デジタル技術が映画制作に与えるインパクトとは?

↑RED CINEMA社 テッド シュロビッツ氏インタビューテロップ入り動画はこちら

IMC TOKYO 2008で、以前の映画テレビ技術・プロダクション展を感じさせるコーナーが、社団法人日本映画テレビ技術協会、協同組合日本映画撮影監督協会のブースが設けられた「デジタル4シネマプロ」コーナーだ。

ただ、初心者向けの撮影技法の紹介や映画セットの出展、中古機材販売コーナーといったものがなくなってしまったこと残念だ。以前のように、初心者が映画撮影現場の雰囲気を味わえることはなくなり、単なる展示会になってしまった。

 

まだまだフィルム撮影をすることが多いとは言え、映画撮影においても、デジタル化の波は押し寄せている。昨年までは、ソニーや松下電器産業、池上通信機のHDカメラや、カメラ関連機材に関する出展もあったが、今年の出展はなし。デジタル放送サービスコーナーで放送局の出展はあるものの、イベント全体の傾向がインターネット系専門イベントであることが影響している。

そんな「デジタル4シネマプロ」コーナーではあったが、収録機材面で着実に定着し始めたのがRED Digital Cinemaの4KデジタルシネマカメラRED ONEだ。今年のNAB Showでは あちこちのブースで展示されたRED ONEだが、日本でも認知は進んできているようだ。

2日目夕方に、「デジタル4シネマプロ」コーナーの特別講演として、国際会議場2階コンベンションホールで、RED Digital Cinemaのテッド・シュロビッツ代表が、NAB Showのブースで公開したRED ONEを使用した最新映像を上映すると共に、同社の取り組みを話した。聴講予約だけでコンベンションホールが満席になるほど参加者がつめかけ、RED Digital Cinemaの取り組みに対する注目度を表していた。

日本でも4Kデジタルシネマ撮影の扉は確実に開かれた。
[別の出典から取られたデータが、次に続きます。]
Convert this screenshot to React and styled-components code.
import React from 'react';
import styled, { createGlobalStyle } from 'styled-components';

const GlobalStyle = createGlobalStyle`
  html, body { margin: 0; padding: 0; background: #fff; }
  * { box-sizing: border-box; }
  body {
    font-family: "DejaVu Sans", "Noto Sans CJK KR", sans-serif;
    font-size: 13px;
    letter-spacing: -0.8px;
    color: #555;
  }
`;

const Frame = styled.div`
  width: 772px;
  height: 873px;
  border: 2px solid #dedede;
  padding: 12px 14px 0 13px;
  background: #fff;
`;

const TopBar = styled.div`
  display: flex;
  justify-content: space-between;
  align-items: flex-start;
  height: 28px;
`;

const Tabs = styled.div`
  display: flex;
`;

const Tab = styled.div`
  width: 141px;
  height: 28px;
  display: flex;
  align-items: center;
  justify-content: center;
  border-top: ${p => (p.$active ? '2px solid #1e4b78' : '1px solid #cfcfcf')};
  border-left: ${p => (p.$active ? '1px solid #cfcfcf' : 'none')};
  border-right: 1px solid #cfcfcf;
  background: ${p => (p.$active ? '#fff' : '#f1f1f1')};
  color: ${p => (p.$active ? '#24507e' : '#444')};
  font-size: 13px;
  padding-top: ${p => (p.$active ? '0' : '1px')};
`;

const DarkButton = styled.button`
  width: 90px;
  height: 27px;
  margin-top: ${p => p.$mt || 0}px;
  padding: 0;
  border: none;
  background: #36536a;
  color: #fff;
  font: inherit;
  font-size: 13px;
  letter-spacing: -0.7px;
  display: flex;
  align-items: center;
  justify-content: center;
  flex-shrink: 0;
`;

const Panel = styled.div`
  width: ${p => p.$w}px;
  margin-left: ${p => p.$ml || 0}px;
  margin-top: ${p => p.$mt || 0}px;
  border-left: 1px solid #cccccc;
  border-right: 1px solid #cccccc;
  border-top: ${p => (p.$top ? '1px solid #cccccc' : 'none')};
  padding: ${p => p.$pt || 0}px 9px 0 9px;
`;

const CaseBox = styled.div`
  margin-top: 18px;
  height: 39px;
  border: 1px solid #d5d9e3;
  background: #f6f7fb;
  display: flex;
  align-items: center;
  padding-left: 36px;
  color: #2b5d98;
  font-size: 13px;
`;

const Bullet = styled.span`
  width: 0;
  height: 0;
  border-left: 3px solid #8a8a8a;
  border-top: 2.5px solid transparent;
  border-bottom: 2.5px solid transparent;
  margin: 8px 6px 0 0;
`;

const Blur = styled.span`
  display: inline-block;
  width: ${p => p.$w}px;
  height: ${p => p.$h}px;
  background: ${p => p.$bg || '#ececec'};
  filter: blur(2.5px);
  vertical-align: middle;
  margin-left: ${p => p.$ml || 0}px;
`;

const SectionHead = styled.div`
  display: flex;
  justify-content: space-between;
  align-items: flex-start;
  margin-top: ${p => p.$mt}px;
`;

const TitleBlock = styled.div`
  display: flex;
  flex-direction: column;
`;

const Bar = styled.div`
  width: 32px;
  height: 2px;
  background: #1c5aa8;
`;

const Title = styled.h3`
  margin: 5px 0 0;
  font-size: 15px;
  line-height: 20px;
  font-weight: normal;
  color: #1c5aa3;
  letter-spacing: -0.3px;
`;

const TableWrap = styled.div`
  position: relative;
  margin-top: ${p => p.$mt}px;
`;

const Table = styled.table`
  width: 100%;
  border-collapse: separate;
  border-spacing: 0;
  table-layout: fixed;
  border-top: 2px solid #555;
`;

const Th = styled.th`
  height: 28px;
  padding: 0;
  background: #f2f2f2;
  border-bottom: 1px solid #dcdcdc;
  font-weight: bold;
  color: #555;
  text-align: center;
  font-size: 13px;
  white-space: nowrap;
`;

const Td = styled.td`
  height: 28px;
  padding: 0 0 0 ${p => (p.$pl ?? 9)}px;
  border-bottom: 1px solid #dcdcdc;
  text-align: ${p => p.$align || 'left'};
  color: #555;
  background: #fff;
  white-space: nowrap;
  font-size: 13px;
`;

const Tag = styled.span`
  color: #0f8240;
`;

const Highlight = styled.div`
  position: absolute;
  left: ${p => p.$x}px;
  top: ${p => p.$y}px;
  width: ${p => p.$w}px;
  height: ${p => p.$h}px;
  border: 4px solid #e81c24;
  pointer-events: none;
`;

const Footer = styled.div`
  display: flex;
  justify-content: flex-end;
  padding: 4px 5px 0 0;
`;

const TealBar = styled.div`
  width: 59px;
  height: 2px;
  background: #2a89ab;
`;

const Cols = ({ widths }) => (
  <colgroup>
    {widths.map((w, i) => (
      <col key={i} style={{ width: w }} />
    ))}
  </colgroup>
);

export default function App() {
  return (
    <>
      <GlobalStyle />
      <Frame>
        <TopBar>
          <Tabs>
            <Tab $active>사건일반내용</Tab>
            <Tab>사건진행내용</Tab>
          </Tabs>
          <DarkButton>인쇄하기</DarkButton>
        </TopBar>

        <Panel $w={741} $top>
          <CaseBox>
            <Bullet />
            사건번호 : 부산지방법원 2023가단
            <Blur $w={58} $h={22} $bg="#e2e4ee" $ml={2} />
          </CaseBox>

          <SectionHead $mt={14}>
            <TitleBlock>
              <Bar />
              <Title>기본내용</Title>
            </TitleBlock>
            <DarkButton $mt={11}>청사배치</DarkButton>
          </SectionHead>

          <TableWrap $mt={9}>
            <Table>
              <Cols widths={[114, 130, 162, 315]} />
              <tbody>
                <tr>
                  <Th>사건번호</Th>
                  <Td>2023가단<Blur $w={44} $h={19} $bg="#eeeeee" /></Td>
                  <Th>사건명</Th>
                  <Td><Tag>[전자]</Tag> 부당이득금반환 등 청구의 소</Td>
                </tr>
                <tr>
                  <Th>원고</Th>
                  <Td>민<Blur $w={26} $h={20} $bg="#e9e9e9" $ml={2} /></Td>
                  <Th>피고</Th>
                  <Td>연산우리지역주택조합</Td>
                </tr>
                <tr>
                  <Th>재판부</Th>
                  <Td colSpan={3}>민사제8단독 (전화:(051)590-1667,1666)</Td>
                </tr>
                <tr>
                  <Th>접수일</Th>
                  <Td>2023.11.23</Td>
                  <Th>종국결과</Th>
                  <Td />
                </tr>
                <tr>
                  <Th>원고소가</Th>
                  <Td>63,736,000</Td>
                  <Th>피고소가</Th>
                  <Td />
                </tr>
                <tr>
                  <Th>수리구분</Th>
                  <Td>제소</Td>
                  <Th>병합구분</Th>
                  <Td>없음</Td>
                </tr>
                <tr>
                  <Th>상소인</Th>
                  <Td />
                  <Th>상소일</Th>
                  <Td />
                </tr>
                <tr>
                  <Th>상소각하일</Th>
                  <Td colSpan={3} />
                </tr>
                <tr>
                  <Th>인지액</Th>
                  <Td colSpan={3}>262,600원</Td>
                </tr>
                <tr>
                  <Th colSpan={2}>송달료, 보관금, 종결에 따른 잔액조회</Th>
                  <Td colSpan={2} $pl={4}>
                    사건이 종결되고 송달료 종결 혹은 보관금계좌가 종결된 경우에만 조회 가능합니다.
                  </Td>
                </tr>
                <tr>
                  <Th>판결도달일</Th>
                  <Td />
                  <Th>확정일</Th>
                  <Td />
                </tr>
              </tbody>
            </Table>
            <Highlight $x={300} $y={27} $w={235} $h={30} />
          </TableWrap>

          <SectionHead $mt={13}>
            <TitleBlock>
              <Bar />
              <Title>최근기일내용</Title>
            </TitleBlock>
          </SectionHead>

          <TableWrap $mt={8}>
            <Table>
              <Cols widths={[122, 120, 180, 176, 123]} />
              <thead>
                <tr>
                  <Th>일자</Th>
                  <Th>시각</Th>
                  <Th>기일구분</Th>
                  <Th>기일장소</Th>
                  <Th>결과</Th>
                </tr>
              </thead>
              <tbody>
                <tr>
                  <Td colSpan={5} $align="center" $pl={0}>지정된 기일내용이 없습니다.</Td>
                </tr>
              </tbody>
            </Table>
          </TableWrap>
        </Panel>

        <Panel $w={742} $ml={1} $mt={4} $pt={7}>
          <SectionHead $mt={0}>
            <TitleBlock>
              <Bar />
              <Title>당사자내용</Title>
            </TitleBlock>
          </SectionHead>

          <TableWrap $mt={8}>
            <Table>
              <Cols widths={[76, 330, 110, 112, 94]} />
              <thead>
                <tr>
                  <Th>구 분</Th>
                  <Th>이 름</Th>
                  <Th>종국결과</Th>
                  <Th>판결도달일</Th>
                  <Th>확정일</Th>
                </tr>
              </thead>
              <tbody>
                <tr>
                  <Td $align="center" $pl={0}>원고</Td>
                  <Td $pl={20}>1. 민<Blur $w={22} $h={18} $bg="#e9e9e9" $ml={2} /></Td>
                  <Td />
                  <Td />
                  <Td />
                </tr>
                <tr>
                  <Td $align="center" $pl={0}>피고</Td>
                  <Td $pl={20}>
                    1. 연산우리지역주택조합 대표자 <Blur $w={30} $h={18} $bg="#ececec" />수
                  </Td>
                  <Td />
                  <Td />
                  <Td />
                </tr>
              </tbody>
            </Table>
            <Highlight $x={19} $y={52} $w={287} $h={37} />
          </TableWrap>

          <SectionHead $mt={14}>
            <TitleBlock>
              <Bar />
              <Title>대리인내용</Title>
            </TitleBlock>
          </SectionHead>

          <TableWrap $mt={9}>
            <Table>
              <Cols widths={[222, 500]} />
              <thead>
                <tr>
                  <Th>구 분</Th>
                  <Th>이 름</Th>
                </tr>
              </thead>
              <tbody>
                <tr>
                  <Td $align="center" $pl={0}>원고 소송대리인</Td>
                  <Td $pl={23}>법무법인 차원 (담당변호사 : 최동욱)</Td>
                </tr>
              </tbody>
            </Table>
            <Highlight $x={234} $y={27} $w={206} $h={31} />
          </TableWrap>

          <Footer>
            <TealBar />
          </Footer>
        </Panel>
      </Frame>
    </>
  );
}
映画撮影においても、これまでのフィルムカメラ撮影からテレシネへというワークフローが、デジタル収録からストレージへとデータ移行するワークフローへと変化していくことになる。カメラ内である程度の画像処理を行ってから出力しているこれまでのHDカメラとは違い、収録イメージをそのまま記録するRAWファイルを扱うRED ONEのワークフロー は、デジタル化されたフィルムを扱うのに等しい。

スチルデジタルカメラのRAWファイル現像処理と同様に、カラーグレーディングなどの現像処理が必要だ。そのワークフローは、まだまだ改善、効率化する部分も多いだろうが、映画だけでなくCMなどの分野においても、いよいよHD化への動きが加速していきそうだ。